Thursday, April 7, 2011
Sonnet 169 V.
Robert Southey’s poems on the slave trade are a series of sonnets expressing his objection and anger about the slave trade. In sonnet 5 Southey speaks on the issues of vengeance against the slave traders. The poem begins by painting an image of a slave murdering his master with sword. He uses strong, descriptive language to create a very vivid image for the reader like “thirsty blade” and “cold bosom”. These descriptions definitely work to put the reader in agreement with the actions of the slave. Southey feels strongly that the act would be justified and goes on to ask “who shall blame him?” Furthermore, the poem speaks to the simply liberties and freedoms that are now denied to the slave because of slavery. Things like friendship and love will never be able to be carried out by the slave how they were before being enslaved and that their homeland will forever be separated from them. All of these things forcefully traded for a life of slavery for someone else’s benefit.
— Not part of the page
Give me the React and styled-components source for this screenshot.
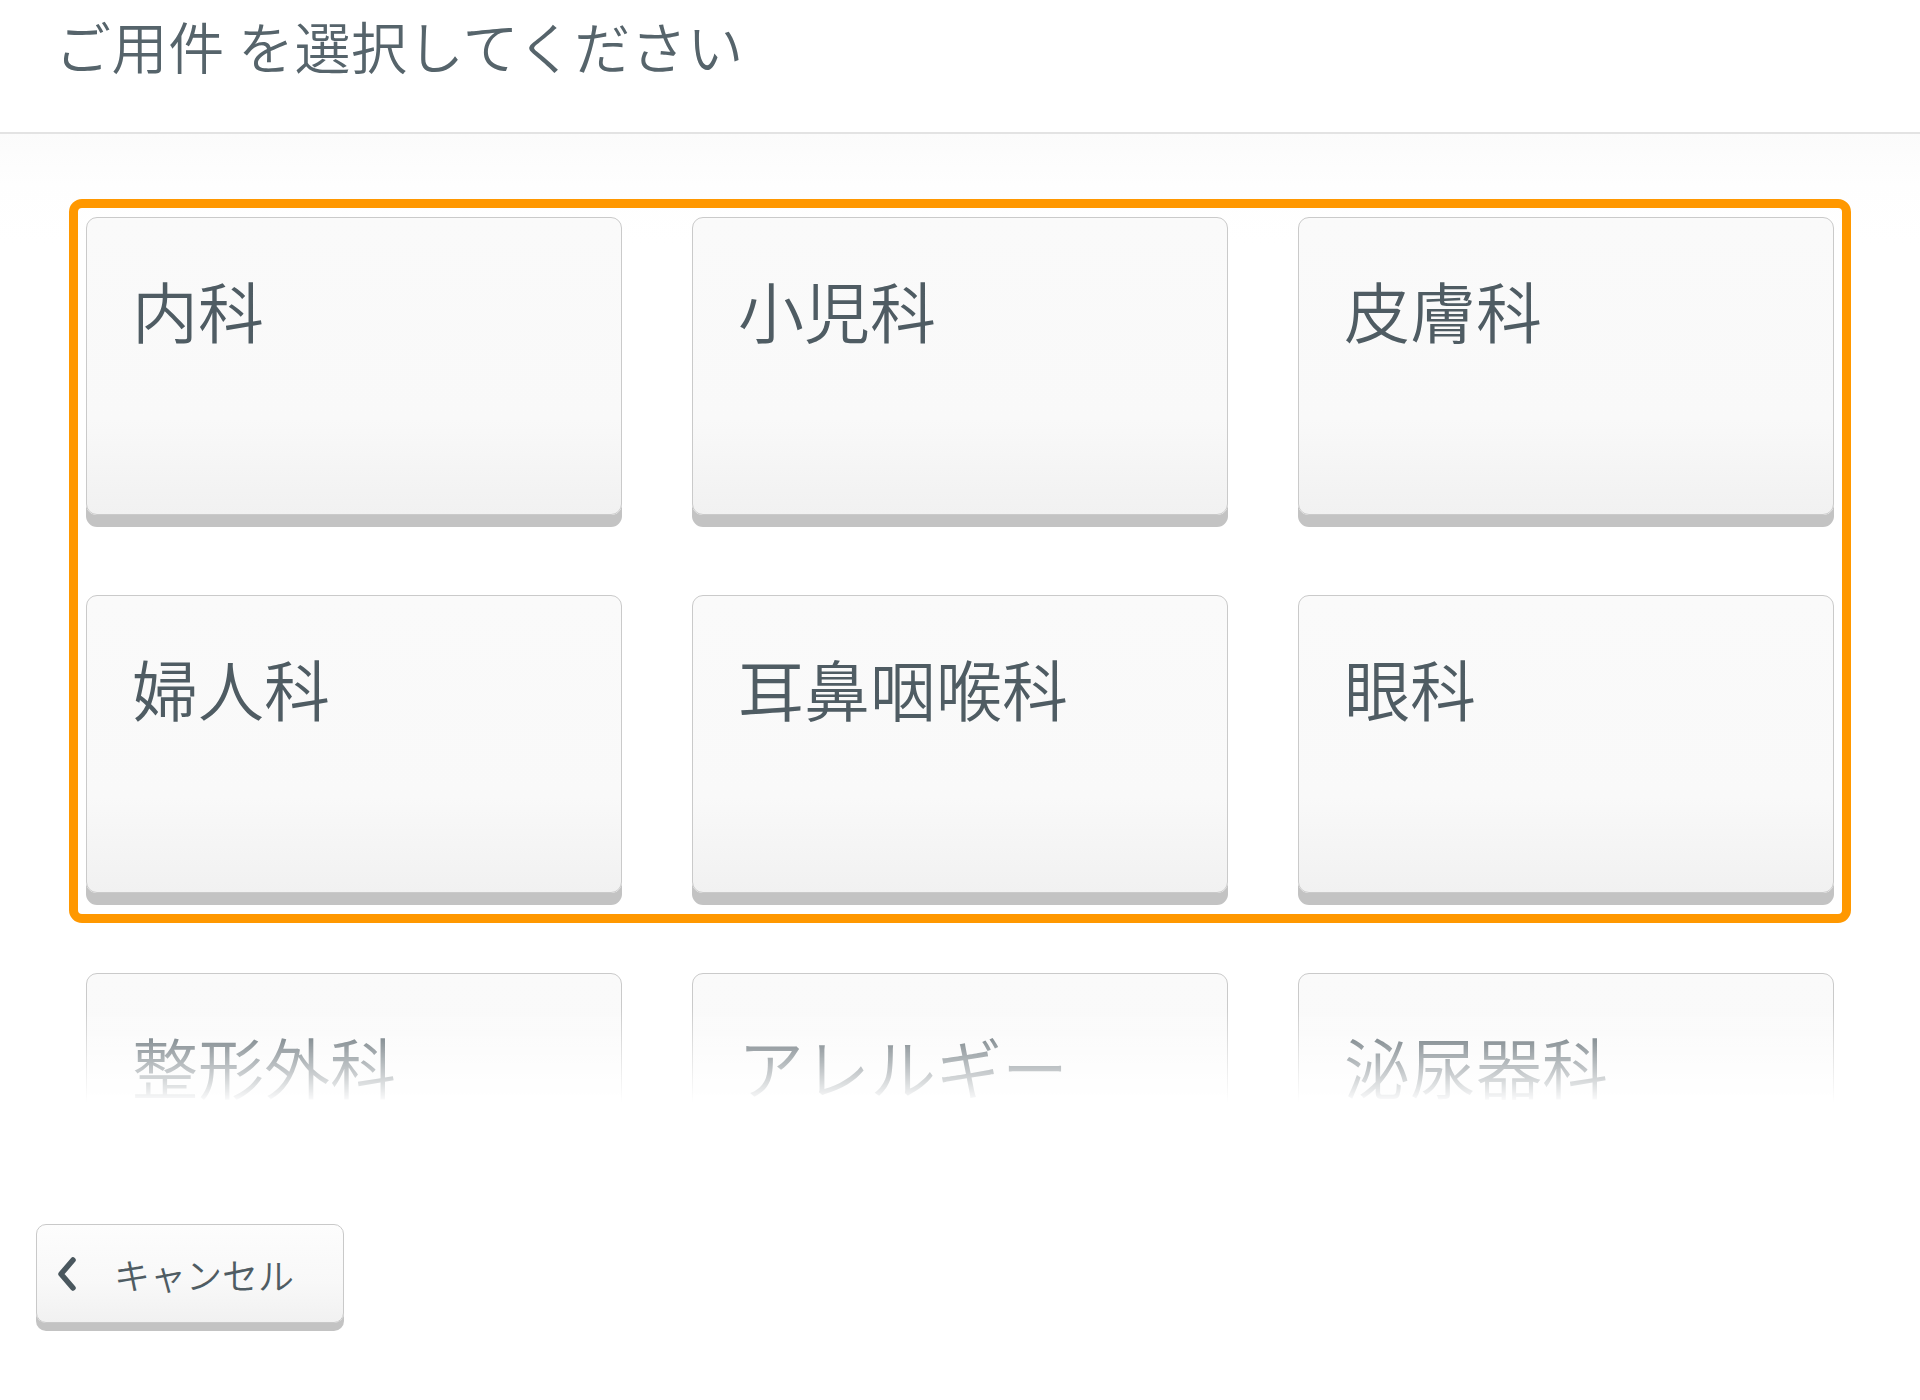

Southey is troubled, disappointed, and even enraged by the acts of slave traders. This poem explains Southey’s thinking that slaves would have had to feel the need for revenge against their “tyrant lords” to the point that their religion would have waivered. The Line “No more on heaven he calls with fruitless breath” gives light to his thinking that after praying and praying and seeing no results to better the situation of slavery many slaves must have given up on it altogether. The series of sonnets encompass a range of thoughts, emotions, feelings, and situations slaves went through and put a bit of Southey’s logic behind them.